We have to escalate our action and set out a strategy that can win.
LANAC welcomes the fact that other public sector unions like GMB and UNISON look likely to be balloting to take one-day action next term, probably in early July. It makes sense to seek to co-ordinate strike plans, particularly with support staff colleagues. However, we would also support proposals to draw up plans for two days of NUT strike action in the summer term.
We also agree with the proposal in J) that we try to focus Action Short of Strike Action - and LANAC’s amendment stresses that this should also be an ‘escalation’ not just a continuation of what we are doing now. For example, action could be focused on refusing observations.
What then? - Escalate in the Autumn Term
Above all, LANAC believes that we have to have a calendar that goes beyond just what we are doing next. This time, if we take action in June/July, then we need to be able to tell members what we are preparing for next. That’s why LANAC’s amendment is setting out a calendar of action for the Autumn Term that consists of:
* A week of action before the half-term break and a further week of action in November.

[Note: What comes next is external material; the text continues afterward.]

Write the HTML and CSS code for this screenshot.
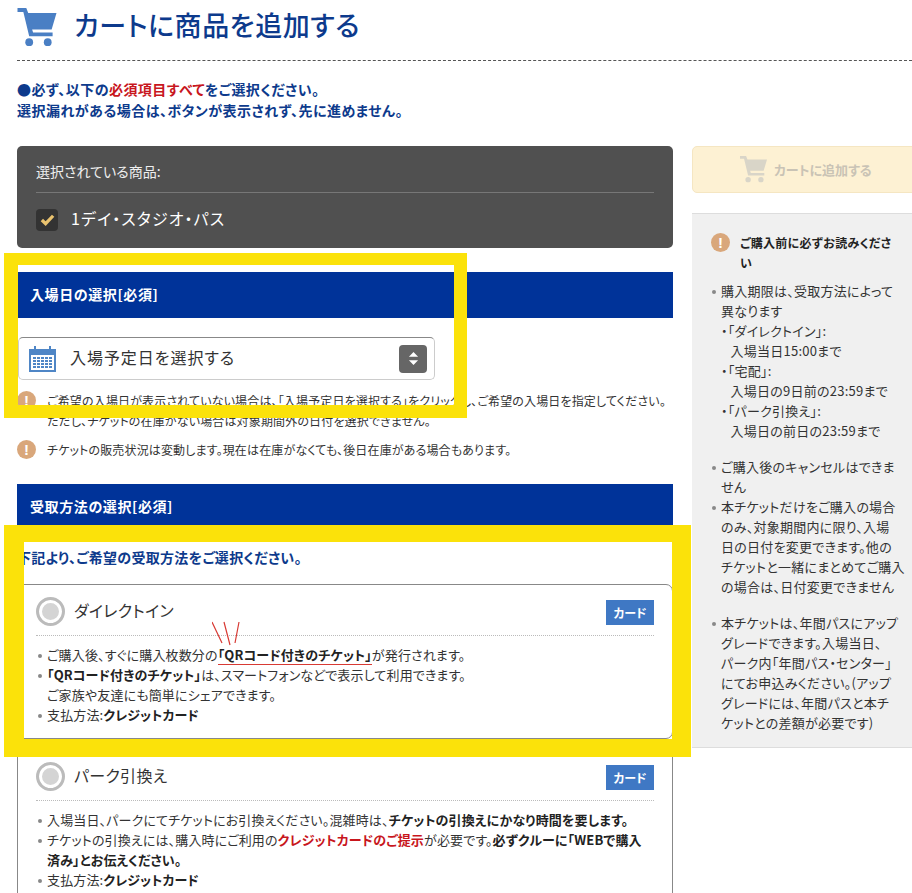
FILE: index.html
```html
<!DOCTYPE html>
<html lang="ja">
  <head>
    <meta charset="UTF-8" />
    <title>カートに商品を追加する</title>
    <link rel="stylesheet" href="styles.css">
  </head>
  <body>
    <div class="page">
      <header class="title">
        <svg class="title-cart" viewBox="0 0 40 40"><path d="M0 0h9l2 5h29l-5 17H15l1 3h20v4H12L6 4H0z"/><circle cx="12" cy="35" r="4"/><circle cx="31" cy="35" r="4"/></svg>
        <h1>カートに商品を追加する</h1>
      </header>
      <p class="lead"><span class="dot">●</span>必ず、以下の<em>必須項目すべて</em>をご選択ください。<br>選択漏れがある場合は、ボタンが表示されず、先に進めません。</p>

      <div class="cols">
        <main class="left">
          <section class="selected">
            <p class="selected-label">選択されている商品:</p>
            <div class="selected-item">
              <span class="check"><svg viewBox="0 0 16 16"><path d="M2 8.500l4 4 8-8.500"/></svg></span>
              <span class="selected-name">1デイ・スタジオ・パス</span>
            </div>
          </section>

          <h2 class="bar">入場日の選択[必須]</h2>
          <div class="picker">
            <svg class="cal" viewBox="0 0 27 27"><path d="M0 4h5V1h2v3h13V1h2v3h5v23H0z" fill="#4f86c6"/><rect x="2" y="10" width="23" height="15" fill="#fff"/><path d="M4 12h19v2H4zM4 15h19v2H4zM4 18h19v2H4zM4 21h19v2H4z" fill="#4f86c6"/><path d="M7 12h1v11H7zM11 12h1v11h-1zM15 12h1v11h-1zM19 12h1v11h-1z" fill="#fff"/></svg>
            <span class="picker-text">入場予定日を選択する</span>
            <span class="sort"><svg viewBox="0 0 12 16"><path d="M6 1l5 5H1zM6 15l-5-5h10z"/></svg></span>
          </div>
          <div class="note">
            <span class="alert">!</span>
            <p>ご希望の入場日が表示されていない場合は、「入場予定日を選択する」をクリックし、ご希望の入場日を指定してください。<br>ただし、チケットの在庫がない場合は対象期間外の日付を選択できません。</p>
          </div>
          <div class="note">
            <span class="alert">!</span>
            <p>チケットの販売状況は変動します。現在は在庫がなくても、後日在庫がある場合もあります。</p>
          </div>

          <h2 class="bar bar-second">受取方法の選択[必須]</h2>
          <p class="pick-lead">下記より、ご希望の受取方法をご選択ください。</p>

          <article class="method">
            <div class="method-head">
              <span class="radio"></span>
              <h3>ダイレクトイン</h3>
              <span class="badge">カード</span>
            </div>
            <ul class="points">
              <li>ご購入後、すぐに購入枚数分の<b class="marked">「QRコード付きのチケット」</b>が発行されます。</li>
              <li><b>「QRコード付きのチケット」</b>は、スマートフォンなどで表示して利用できます。<br>ご家族や友達にも簡単にシェアできます。</li>
              <li>支払方法:<b>クレジットカード</b></li>
            </ul>
          </article>

          <article class="method">
            <div class="method-head">
              <span class="radio"></span>
              <h3>パーク引換え</h3>
              <span class="badge">カード</span>
            </div>
            <ul class="points">
              <li>入場当日、パークにてチケットにお引換えください。混雑時は、<b>チケットの引換えにかなり時間を要します。</b></li>
              <li>チケットの引換えには、購入時にご利用の<b class="red">クレジットカードのご提示</b>が必要です。<b>必ずクルーに「WEBで購入<br>済み」とお伝えください。</b></li>
              <li>支払方法:<b>クレジットカード</b></li>
            </ul>
          </article>
        </main>

        <aside class="right">
          <div class="add">
            <svg class="add-cart" viewBox="0 0 40 40"><path d="M0 0h9l2 5h29l-5 17H15l1 3h20v4H12L6 4H0z"/><circle cx="12" cy="35" r="4"/><circle cx="31" cy="35" r="4"/></svg>
            <span>カートに追加する</span>
          </div>
          <div class="panel">
            <div class="panel-head">
              <span class="alert">!</span>
              <h4>ご購入前に必ずお読みください</h4>
            </div>
            <ul class="points panel-list">
              <li>購入期限は、受取方法によって<br>異なります<br>・「ダイレクトイン」:<br>&nbsp;&nbsp;&nbsp;入場当日15:00まで<br>・「宅配」:<br>&nbsp;&nbsp;&nbsp;入場日の9日前の23:59まで<br>・「パーク引換え」:<br>&nbsp;&nbsp;&nbsp;入場日の前日の23:59まで</li>
            </ul>
            <ul class="points panel-list">
              <li>ご購入後のキャンセルはできま<br>せん</li>
              <li>本チケットだけをご購入の場合<br>のみ、対象期間内に限り、入場<br>日の日付を変更できます。他の<br>チケットと一緒にまとめてご購入<br>の場合は、日付変更できません</li>
            </ul>
            <ul class="points panel-list">
              <li>本チケットは、年間パスにアップ<br>グレードできます。入場当日、<br>パーク内「年間パス・センター」<br>にてお申込みください。(アップ<br>グレードには、年間パスと本チ<br>ケットとの差額が必要です)</li>
            </ul>
          </div>
        </aside>
      </div>

      <!-- annotations drawn on top of the page -->
      <div class="frame frame-date"></div>
      <div class="frame frame-method"></div>
      <svg class="scribble" viewBox="0 0 30 30"><path d="M0 2l10 21M12 2l6 23M27 2l-4 21" fill="none" stroke="#d83a34" stroke-width="1.2"/></svg>
    </div>
  </body>
</html>
```

FILE: styles.css
```css
html, body {
  margin: 0;
  height: 893px;
  overflow: hidden;
  background: #fff;
}
body {
  font-family: "Noto Sans CJK JP", "Liberation Sans", sans-serif;
  font-feature-settings: "palt";
  color: #333;
}
h1, h2, h3, h4, p, ul {
  margin: 0;
  padding: 0;
  font-weight: normal;
}
b {
  font-weight: bold;
}
.page {
  position: relative;
  width: 912px;
  height: 893px;
  overflow: hidden;
  padding-left: 17px;
  box-sizing: border-box;
}

/* title */
.title {
  display: flex;
  align-items: center;
  gap: 17px;
  width: 895px;
  height: 61px;
  padding-top: 5px;
  padding-bottom: 11px;
  box-sizing: border-box;
  border-bottom: 1px dashed #555;
}
.title-cart {
  width: 40px;
  height: 39px;
  fill: #4a7fc4;
}
h1 {
  margin-bottom: 5px;
  font-size: 27px;
  font-weight: 500;
  letter-spacing: 0.55px;
  line-height: 40px;
  color: #0d3a8c;
}
.lead {
  margin-top: 18px;
  margin-bottom: 25px;
  font-size: 14px;
  font-weight: bold;
  letter-spacing: 0.45px;
  line-height: 21px;
  color: #0d3a8c;
}
.lead em {
  font-style: normal;
  color: #c8161d;
}
.dot {
  color: #0d3a8c;
}

.cols {
  display: flex;
  gap: 19px;
  align-items: flex-start;
}
.left {
  flex: none;
  width: 656px;
}
.right {
  flex: none;
  width: 240px;
}

/* chosen product */
.selected {
  height: 102px;
  box-sizing: border-box;
  padding: 0 19px;
  border-radius: 5px;
  background: #505050;
  color: #eee;
}
.selected-label {
  height: 46px;
  line-height: 50px;
  font-size: 14px;
  border-bottom: 1px solid #777;
}
.selected-item {
  display: flex;
  align-items: center;
  gap: 13px;
  height: 53px;
  font-size: 16px;
  letter-spacing: 1.1px;
  color: #fff;
}
.selected-name {
  margin-bottom: 3px;
}
.check {
  display: flex;
  align-items: center;
  justify-content: center;
  width: 22px;
  height: 22px;
  border-radius: 4px;
  background: #333;
}
.check svg {
  width: 15px;
  height: 15px;
  fill: none;
  stroke: #eac36f;
  stroke-width: 3.5;
}

/* section bars */
.bar {
  height: 46px;
  margin-top: 24px;
  padding-left: 13px;
  font-size: 14px;
  font-weight: bold;
  letter-spacing: 0.6px;
  line-height: 45px;
  color: #fff;
  background: #003399;
}
.bar-second {
  margin-top: 24px;
}

/* date picker */
.picker {
  display: flex;
  align-items: center;
  width: 417px;
  height: 43px;
  margin: 19px 0 0 1px;
  padding: 0 7px 0 10px;
  box-sizing: border-box;
  border: 1px solid #ccc;
  border-top-color: #888;
  border-radius: 5px;
}
.cal {
  width: 27px;
  height: 27px;
}
.picker-text {
  flex: 1;
  margin-left: 14px;
  margin-bottom: 3px;
  font-size: 16px;
  letter-spacing: 0.95px;
}
.sort {
  display: flex;
  align-items: center;
  justify-content: center;
  width: 28px;
  height: 28px;
  border-radius: 4px;
  background: #666;
}
.sort svg {
  width: 11px;
  height: 15px;
  fill: #fff;
}

/* notes */
.note {
  display: flex;
  gap: 11px;
  margin-top: 11px;
  font-size: 12px;
  letter-spacing: 0.15px;
  line-height: 20px;
}
.note + .note {
  margin-top: 9px;
}
.alert {
  flex: none;
  width: 19px;
  height: 19px;
  border-radius: 50%;
  background: #d9a77b;
  color: #fff;
  font-family: "Liberation Sans", sans-serif;
  font-size: 15px;
  font-weight: bold;
  line-height: 19px;
  text-align: center;
}

/* pickup methods */
.pick-lead {
  margin-top: 17px;
  font-size: 14px;
  font-weight: bold;
  letter-spacing: 0.3px;
  line-height: 20px;
  color: #0d3a8c;
}
.method {
  margin-top: 17px;
  padding: 0 18px 13px;
  border: 1px solid #888;
  border-radius: 7px;
  background: #fff;
}
.method + .method {
  margin-top: 10px;
}
.method-head {
  display: flex;
  align-items: center;
  height: 50px;
  border-bottom: 1px dotted #bbb;
}
.radio {
  display: flex;
  align-items: center;
  justify-content: center;
  box-sizing: border-box;
  width: 29px;
  height: 29px;
  margin-top: 3px;
  border: 3px solid #bbb;
  border-radius: 50%;
  box-shadow: inset 0 0 0 3px #fff;
  background: #d4d4d4;
}
.method h3 {
  flex: 1;
  margin-left: 9px;
  font-size: 16px;
  letter-spacing: 0.3px;
  color: #333;
}
.badge {
  width: 48px;
  height: 25px;
  margin-top: 4px;
  background: #3f78c4;
  color: #fff;
  font-size: 12px;
  font-weight: bold;
  line-height: 25px;
  text-align: center;
}

.points {
  list-style: none;
  padding-top: 9px;
  font-size: 13px;
  letter-spacing: 0.15px;
  line-height: 20px;
}
.points li {
  padding-left: 11px;
}
.points li::before {
  content: "";
  display: inline-block;
  width: 4px;
  height: 4px;
  margin-left: -9px;
  margin-right: 5px;
  border-radius: 50%;
  vertical-align: middle;
  background: #888;
}
.points b {
  color: #222;
}
.points .red {
  color: #c8161d;
}
.marked {
  border-bottom: 1px solid #d83a34;
}

/* right column */
.add {
  display: flex;
  align-items: center;
  gap: 7px;
  height: 47px;
  padding-left: 47px;
  box-sizing: border-box;
  border: 1px solid #f5e6c2;
  border-radius: 5px 0 0 5px;
  background: #fdf1d3;
  font-size: 13px;
  font-weight: bold;
  color: #c9c3b5;
}
.add-cart {
  width: 27px;
  height: 27px;
  fill: #d9d5c8;
}
.panel {
  height: 535px;
  margin-top: 20px;
  padding: 19px 19px 0 19px;
  box-sizing: border-box;
  border-top: 1px solid #ddd;
  border-bottom: 1px solid #ddd;
  background: #f0f0f0;
}
.panel-head {
  display: flex;
  gap: 10px;
  margin-bottom: 8px;
}
.panel-head h4 {
  width: 155px;
  font-size: 12px;
  font-weight: bold;
  letter-spacing: 0.3px;
  line-height: 20px;
  color: #222;
}
.panel-list {
  padding-top: 0;
  margin-bottom: 16px;
  margin-left: -1px;
  letter-spacing: 0.25px;
  color: #333;
}

/* yellow frames and red marks */
.frame {
  position: absolute;
  box-sizing: border-box;
  border: solid #fbe20a;
}
.frame-date {
  left: 4px;
  top: 253px;
  width: 463px;
  height: 165px;
  border-width: 12px 13px 13px 14px;
}
.frame-method {
  left: 4px;
  top: 525px;
  width: 687px;
  height: 232px;
  border-width: 17px 19px 18px 20px;
}
.scribble {
  position: absolute;
  left: 212px;
  top: 620px;
  width: 30px;
  height: 30px;
}
```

Our Conference would be setting out a clear message that we’re not just looking at another one-off strike, but a continuing calendar of action until Gove backs down.
* In each week, all members covered by the union's ballot will be called upon to take at least two consecutive days of strike action.
There can be further discussion in the Union about precise plans but LANAC’s amendment makes clear that we will be escalating beyond one-day strikes. It could be two 2-day national strikes or a 2-day followed by a 3-day strike. 2-day action could be divided regionally so that some areas take action on Tues / Wed and others on Wed / Thurs, spreading the impact of the strike over three days.
* A Special Conference to look at progress and plan next steps
Making further plans would require bringing the Union together again to judge what progress has been made and where we go next. The months leading up to a General Election can be when politicians are most vulnerable - so we should set down a marker now that we are ready to act further in 2015.